Ainsi, le nouveau classement proposé contient 11 catégories de premier niveau (plus génériques) qui, hormis quelques petites différences, correspondent à celles de l’ICCS :

  1. Actes qui conduisent à la mort ou tentent de causer la mort
  2. Actes qui portent atteinte ou tentent de porter atteinte aux personnes
  3. Actes injurieux de nature sexuelle
  4. Actes de violence ou menaces de violence aux personnes, liés aux biens
  5. Actes d’atteinte aux biens seulement
  6. Actes liés aux substances contrôlées[1]
  7. Actes liés à la fraude, l’escroquerie ou la corruption
  8. Actes d’atteinte à l’ordre public et à l’autorité
  9. Actes d’atteinte à la sécurité nationale
  10. Actes d’atteinte à l’environnement ou aux animaux
  11. Autres actes criminels non classés dans les autres catégories

Ce premier niveau de catégories est divisé, de façon plus ou moins détaillée, jusqu’à un maximum de quatre niveaux (X.X.X.X), pour obtenir ainsi 189 catégories différentes (l’ICCS compte 230 catégories).

Le classement est accompagné d’attributs ou étiquettes qui permettent une exploitation supplémentaire, voire un reclassement ultérieur.
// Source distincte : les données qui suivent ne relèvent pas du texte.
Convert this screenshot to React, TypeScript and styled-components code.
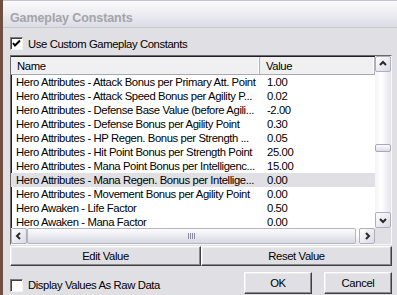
import React from 'react';
import styled, { createGlobalStyle } from 'styled-components';

interface Row {
	name: string;
	value: string;
	selected?: boolean;
}

const rows: Row[] = [
	{ name: 'Hero Attributes - Attack Bonus per Primary Att. Point', value: '1.00' },
	{ name: 'Hero Attributes - Attack Speed Bonus per Agility P...', value: '0.02' },
	{ name: 'Hero Attributes - Defense Base Value (before Agili...', value: '-2.00' },
	{ name: 'Hero Attributes - Defense Bonus per Agility Point', value: '0.30' },
	{ name: 'Hero Attributes - HP Regen. Bonus per Strength ...', value: '0.05' },
	{ name: 'Hero Attributes - Hit Point Bonus per Strength Point', value: '25.00' },
	{ name: 'Hero Attributes - Mana Point Bonus per Intelligenc...', value: '15.00' },
	{ name: 'Hero Attributes - Mana Regen. Bonus per Intellige...', value: '0.00', selected: true },
	{ name: 'Hero Attributes - Movement Bonus per Agility Point', value: '0.00' },
	{ name: 'Hero Awaken - Life Factor', value: '0.50' },
	{ name: 'Hero Awaken - Mana Factor', value: '0.00' },
];

const Chevron = ({ dir }: { dir: 'up' | 'down' | 'left' | 'right' }) => {
	const pts = {
		up: '2,6 5,3 8,6',
		down: '2,4 5,7 8,4',
		left: '6,2 3,5 6,8',
		right: '4,2 7,5 4,8',
	}[dir];
	return (
		<svg width='10' height='10' viewBox='0 0 10 10'>
			<polyline points={pts} fill='none' stroke='#2a2a2a' strokeWidth='2' />
		</svg>
	);
};

const App = () => {
	return (
		<>
			<GlobalStyle />
			<Window>
				<TitleBar>Gameplay Constants</TitleBar>
				<Body>
					<CheckRow>
						<CheckBox>
							<svg width='9' height='9' viewBox='0 0 9 9'>
								<polyline points='1,4 3,6.5 8,1.5' fill='none' stroke='#000' strokeWidth='2' />
							</svg>
						</CheckBox>
						<span>Use Custom Gameplay Constants</span>
					</CheckRow>

					<ListBox>
						<ListContent>
							<HeaderRow>
								<HeaderCell>Name</HeaderCell>
								<HeaderCell>Value</HeaderCell>
							</HeaderRow>
							{rows.map((r) => (
								<DataRow key={r.name} $selected={r.selected}>
									<NameCell>{r.name}</NameCell>
									<ValueCell>{r.value}</ValueCell>
								</DataRow>
							))}
						</ListContent>

						<VScroll>
							<ArrowBtn>
								<Chevron dir='up' />
							</ArrowBtn>
							<VTrack>
								<VThumb style={{ marginTop: 72 }} />
							</VTrack>
							<ArrowBtn>
								<Chevron dir='down' />
							</ArrowBtn>
						</VScroll>

						<HScroll>
							<ArrowBtn>
								<Chevron dir='left' />
							</ArrowBtn>
							<HTrack>
								<HThumb>
									<Grip />
								</HThumb>
							</HTrack>
							<ArrowBtn>
								<Chevron dir='right' />
							</ArrowBtn>
						</HScroll>
						<Corner />
					</ListBox>

					<ActionRow>
						<RaisedButton>Edit Value</RaisedButton>
						<RaisedButton>Reset Value</RaisedButton>
					</ActionRow>

					<FooterRow>
						<CheckRow>
							<CheckBox />
							<span>Display Values As Raw Data</span>
						</CheckRow>
						<DialogButtons>
							<RaisedButton>OK</RaisedButton>
							<RaisedButton>Cancel</RaisedButton>
						</DialogButtons>
					</FooterRow>
				</Body>
			</Window>
		</>
	);
};

const GlobalStyle = createGlobalStyle`
	html, body {
		margin: 0;
		padding: 0;
	}
	body {
		width: 397px;
		height: 295px;
		overflow: hidden;
		background: #e0dfe3;
		font-family: 'Liberation Sans', Arial, sans-serif;
		font-size: 11.3px;
		letter-spacing: -0.4px;
		color: #000;
	}
`;

const Window = styled.div`
	display: flex;
	flex-direction: column;
	width: 397px;
	height: 295px;
	box-sizing: border-box;
	border-left: 3px solid #6e4f40;
	background: #e0dfe3;
`;

const TitleBar = styled.div`
	display: flex;
	align-items: center;
	height: 28px;
	box-sizing: border-box;
	padding: 7px 0 0 7px;
	border-top: 1px solid #c4c4cc;
	border-bottom: 1px solid #c8c8d2;
	background: linear-gradient(#fbfbfd 0%, #f2f2f6 30%, #dcdce6 100%);
	font-size: 12.5px;
	font-weight: bold;
	letter-spacing: -0.1px;
	color: #a4a4a8;
`;

const Body = styled.div`
	display: flex;
	flex-direction: column;
	padding: 0 5px 0 7px;
`;

const CheckRow = styled.label`
	display: flex;
	align-items: center;
	gap: 5px;
	height: 13px;
	margin-top: 9px;
`;

const CheckBox = styled.span`
	display: flex;
	align-items: center;
	justify-content: center;
	width: 13px;
	height: 13px;
	box-sizing: border-box;
	border: 1px solid;
	border-color: #7a7a7a #f4f4f4 #f4f4f4 #7a7a7a;
	box-shadow: inset 1px 1px 0 #404040;
	background: #fff;
`;

const ListBox = styled.div`
	display: grid;
	grid-template-columns: 1fr 16px;
	grid-template-rows: 1fr 16px;
	height: 190px;
	margin-top: 5px;
	box-sizing: border-box;
	border: 1px solid;
	border-color: #6a6a6a #f8f8f8 #f8f8f8 #6a6a6a;
	box-shadow: inset 1px 1px 0 #202020;
	background: #fff;
`;

const ListContent = styled.div`
	overflow: hidden;
	padding-top: 1px;
`;

const HeaderRow = styled.div`
	display: grid;
	grid-template-columns: 249px 1fr;
	height: 17px;
	background: #f0f0f2;
	border-bottom: 1px solid #a8a8b0;
`;

const HeaderCell = styled.div`
	display: flex;
	align-items: center;
	padding-left: 6px;
	border-right: 1px solid #b0b0b8;
	box-shadow: inset -1px 0 0 #fff;
`;

const DataRow = styled.div<{ $selected?: boolean }>`
	display: grid;
	grid-template-columns: 249px 1fr;
	height: 14px;
	line-height: 14px;
	background: ${(p) => (p.$selected ? '#e0dfe3' : 'transparent')};
`;

const NameCell = styled.div`
	padding-left: 5px;
	white-space: nowrap;
	overflow: hidden;
`;

const ValueCell = styled.div`
	padding-left: 7px;
	white-space: nowrap;
`;

const ArrowBtn = styled.div`
	display: flex;
	align-items: center;
	justify-content: center;
	flex: none;
	width: 16px;
	height: 16px;
	box-sizing: border-box;
	border: 1px solid #aeaebe;
	border-radius: 2px;
	background: linear-gradient(135deg, #fefefe, #dadae4);
`;

const VScroll = styled.div`
	display: flex;
	flex-direction: column;
	background: linear-gradient(90deg, #f4f4f8, #ffffff 40%, #e4e4ec);
`;

const VTrack = styled.div`
	flex: 1;
	display: flex;
	flex-direction: column;
`;

const VThumb = styled.div`
	width: 16px;
	height: 8px;
	box-sizing: border-box;
	border: 1px solid #a8a8b8;
	border-radius: 2px;
	background: linear-gradient(#fcfcfe, #dcdce6);
`;

const HScroll = styled.div`
	display: flex;
	align-items: center;
	background: linear-gradient(#f4f4f8, #ffffff 40%, #e4e4ec);
`;

const HTrack = styled.div`
	flex: 1;
	display: flex;
	padding-right: 3px;
`;

const HThumb = styled.div`
	display: flex;
	align-items: center;
	justify-content: center;
	flex: 1;
	height: 16px;
	box-sizing: border-box;
	border: 1px solid #b4b4c4;
	border-radius: 2px;
	background: linear-gradient(#fdfdfe, #e6e6ee 60%, #d8d8e2);
`;

const Grip = styled.div`
	width: 7px;
	height: 6px;
	background: repeating-linear-gradient(90deg, #8c8c9c 0 1px, transparent 1px 2px);
`;

const Corner = styled.div`
	background: #e0dfe3;
`;

const RaisedButton = styled.button`
	height: 100%;
	padding: 0;
	box-sizing: border-box;
	border: 1px solid;
	border-color: #ffffff #404040 #404040 #ffffff;
	box-shadow: inset -1px -1px 0 #8a8a8e, inset 1px 1px 0 #ececee;
	background: #e0dfe3;
	font-family: inherit;
	font-size: 11.3px;
	letter-spacing: -0.4px;
	color: #000;
`;

const ActionRow = styled.div`
	display: grid;
	grid-template-columns: 1fr 1fr;
	height: 20px;
	margin-top: 1px;
`;

const FooterRow = styled.div`
	display: flex;
	align-items: center;
	justify-content: space-between;
	height: 22px;
	margin-top: 6px;

	& > label {
		margin-top: 4px;
	}
`;

const DialogButtons = styled.div`
	display: grid;
	grid-template-columns: 68px 68px;
	gap: 12px;
	height: 22px;
`;

export default App;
Ces attributs sont liés à l’incident ou aux différents auteurs, victimes ou infractions associés à chaque incident.

La semaine prochaine, nous complèterons ces informations par le résultat du deuxième rapport, publié en mars 2018, qui propose le système de collecte de données et la manière de l’implanter.

Le rapport complet peut être consulté sur :

Modernizing Crime Statistics

Report 1: Defining and Classifying Crime (2016)

[1] Y compris narcotiques et stupéfiants interdits ou régulés par les lois, ainsi que leurs précurseurs.